As the authors note, in some cases, many textbooks or worldview studies seem to paint a worldview as simply a rational or intellectual system. The authors note that people like James Sire and others have offered a correction. A worldview is seated deep within us; it takes root in our hearts and then flows out of our hearts into what we think, say, and do.
What are some of the worldview questions? All the textbooks I have seen on the worldview topic, usually focus on topics such as:
- Origins: How did it all begin? Where did we come from?
• Fall: What went wrong? What is the source of evil and suffering?
• Redemption: What can we do about it? How can the world be set right again?
• Morality: What is the basis for morality? In other words, how do we know what is right and wrong?
• History: What is the meaning of history? Where is history going?
• Death: What happens to a person at death?
• Epistemology: Why is it possible to know anything at all?
• Ontology: What is reality? What is the nature of the external reality around us?

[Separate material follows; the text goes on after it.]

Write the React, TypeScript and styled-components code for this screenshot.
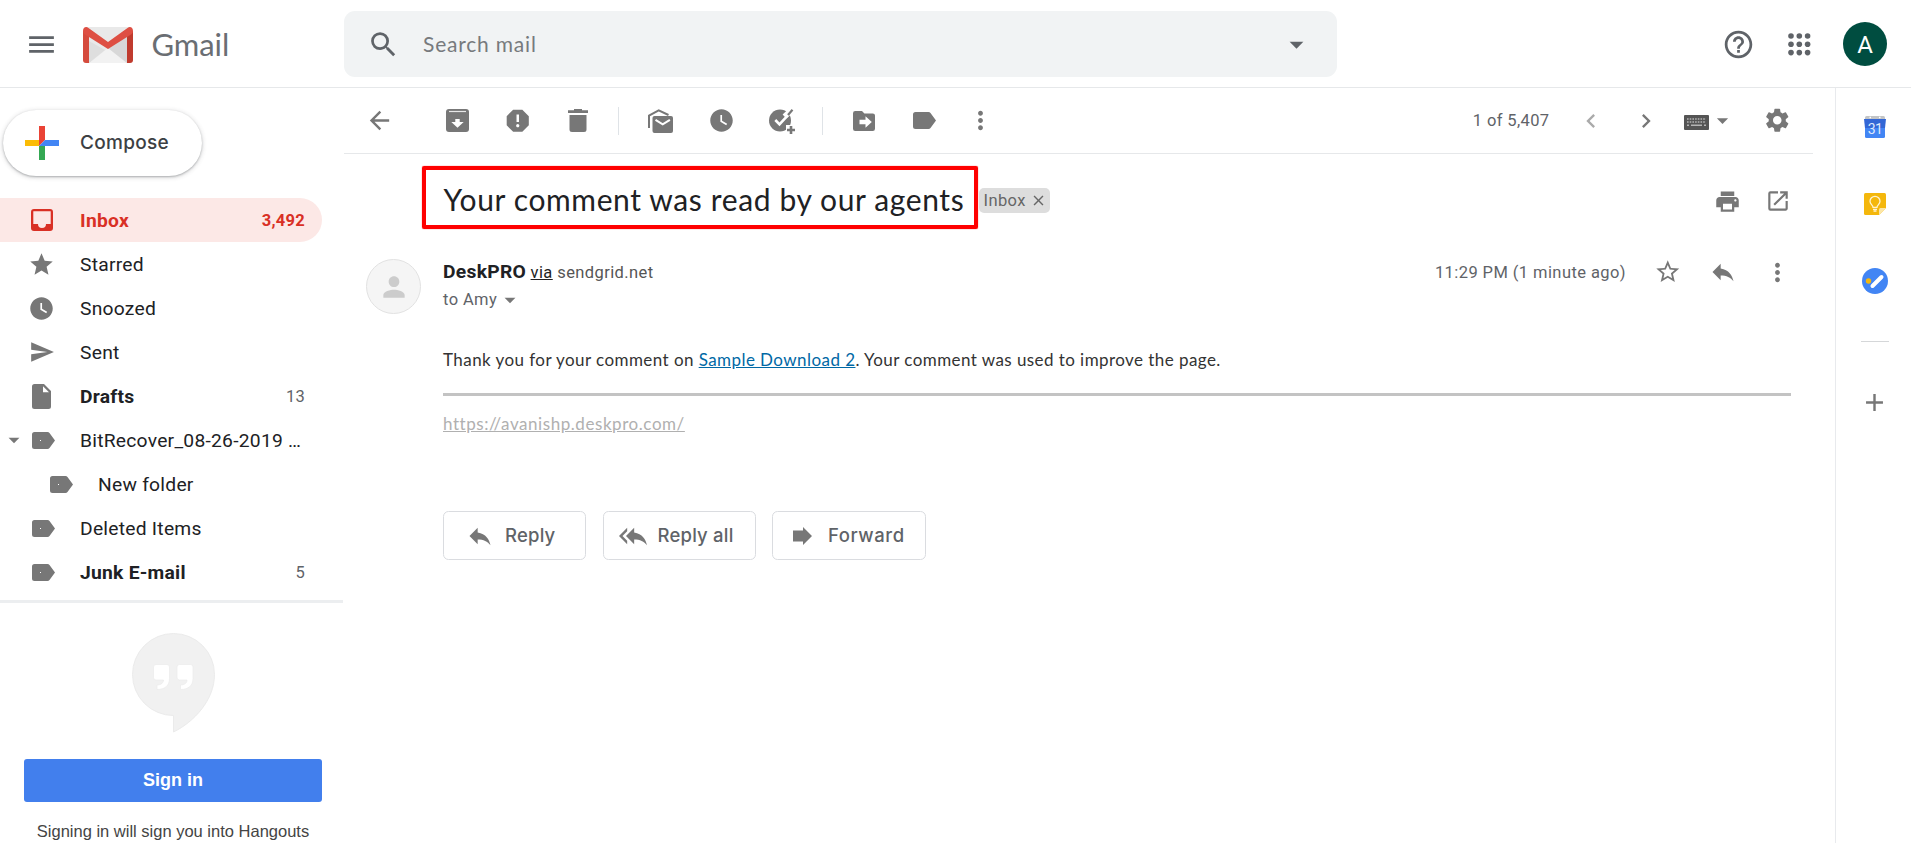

• Purpose: What is man’s purpose in the world?The authors of this textbook spend time on primarily four worldview questions:
1. What is our nature?
2. What is the world?
3. What is our problem?
4. What is our end?
After spending time explaining how a Christian worldview explains these four questions (Ch 5), the authors also ask whether Deism, Naturalism, and Postmodernism can answer these questions as thoroughly as the Biblical worldview does (Ch 7), as well as religious alternatives such as Islam and Hinduism (Ch 8).
Just like other worldview texts, when comparing various worldview, the authors utilize different tests for truth such as the correspondence, pragmatic, and the coherence test for truth. The pragmatic view of truth is very popular. I see it everywhere! In this test, all that matters is the benefit or outcome of a worldview. Thus, it ‘works’ for the person. The authors rightly note that the correspondence theory of truth is the primary test for truth. Truth is what corresponds to its referent. Truth about reality is what corresponds to the way things really are. Thus, if we say God exists and Jesus rose from the dead, that is based in reality.
Also, the authors employ what is called Internal Consistency(Logical Coherence), External Consistency (Evidential Correspondence), Existential Consistency (Pragmatic Satisfaction).For example, if we compare naturalism/materialism, with Christian theism, we can ask is the evidence overwhelming that humans are further evolved animals that came about through the interplay of matter, time, and chance or are we created in the image and likeness of a personal God? Is the physical/material world all there is? Is humanity a highly complex meat machine, or a person made in the image of God? Is there anything that transcends the physical world? Do the answers to these questions provide existential satisfaction and pragmatic satisfaction?
Another small example can be made in comparing Christianity and Islam. Islam states Jesus was never crucified, and therefore, never risen. The Qur’an was written some six hundred years or more after the life of Jesus which makes it a much later source of information than the New Testament. It seems the evidence tells us that the historical content of the Gospel (Jesus’ death and resurrection) was circulating very early among the early community. The sad thing is that I have had very little success when pointing this out to Muslims. But why? The answer is simple: Most Muslims think that Muhammad’s claim that the angel Gabriel visited him and that it was during these angelic visitations that the angel purportedly revealed to Muhammad the words of Allah. These dictated revelations compose the Qur’an, Islam’s holy book. Therefore, that settles it. If a perfect dictation is all we need, it doesn’t matter if Muhammad never lived in the first century nor for that matter it doesn’t matter that he never had any contact with the apostles/disciples. It seems historical apologetics and the need for early testimony (as pointed out above) is no match for verbal dictation. Thus, the Qur’an is perfect and who cares if it came on the scene some six hundred years later.
What about worldview conversion? How do people change their worldviews? It is even possible? Yes, it is possible. But as the authors rightly note, confirmation bias plays a role (pgs. 30-32). Confirmation bias is the tendency to process information by only looking for, or interpreting, information that confirms one’s existing beliefs. An priori belief/commitments means to assume something or presuppose something prior to experience/observation. This means any attempt to look at or interpret evidence will be seen though their a prior commitments.
For example, a Christian, Mormon, Jewish person, Muslim, and even an atheist will be surrounded by community beliefs. And when they hear something that challenges their community or longstanding convictions, this creates cognitive dissonance. For example, we may say to ourselves “I thought I knew this was the thing to believe, but now I am hearing counter evidence and I am experiencing dissonance or conflict.” They we seek out answers that confirm what we already believed. I have seen this happen with people from different faiths as well as atheists. Confirmation bias isn’t going away. It is unavoidable, and everyone is guilty of it. Remember, many people have access to the same evidence. But they don’t agree with the interpretation of the evidence. That’s because they take their presuppositions into the interpretative process. The authors point out some examples of confirmation bias in debates between theists and theists.The late Antony Flew was one that had a worldview conversion towards the end of his life.
Finally, I really appreciated the way authors weaved in pop culture to the worldview narrative. For example, they discuss movies like Star Wars or other movies and ask how well they answer the worldview questions.
Much more could be said. In the end, this is an excellent contribution to the worldview discussion. I am aware that some churches have attempted to utilize worldview curriculum’s. Others haven’t done anything in this area. We can’t afford to engage the culture without worldview training. Also, any attempt to university outreach or apologetics without adequate worldview training is a wasted enterprise. As I said, we need to move beyond over emphasizing our faith as only being about a personal relationship with Jesus. I hope this book contributes to this endeavor.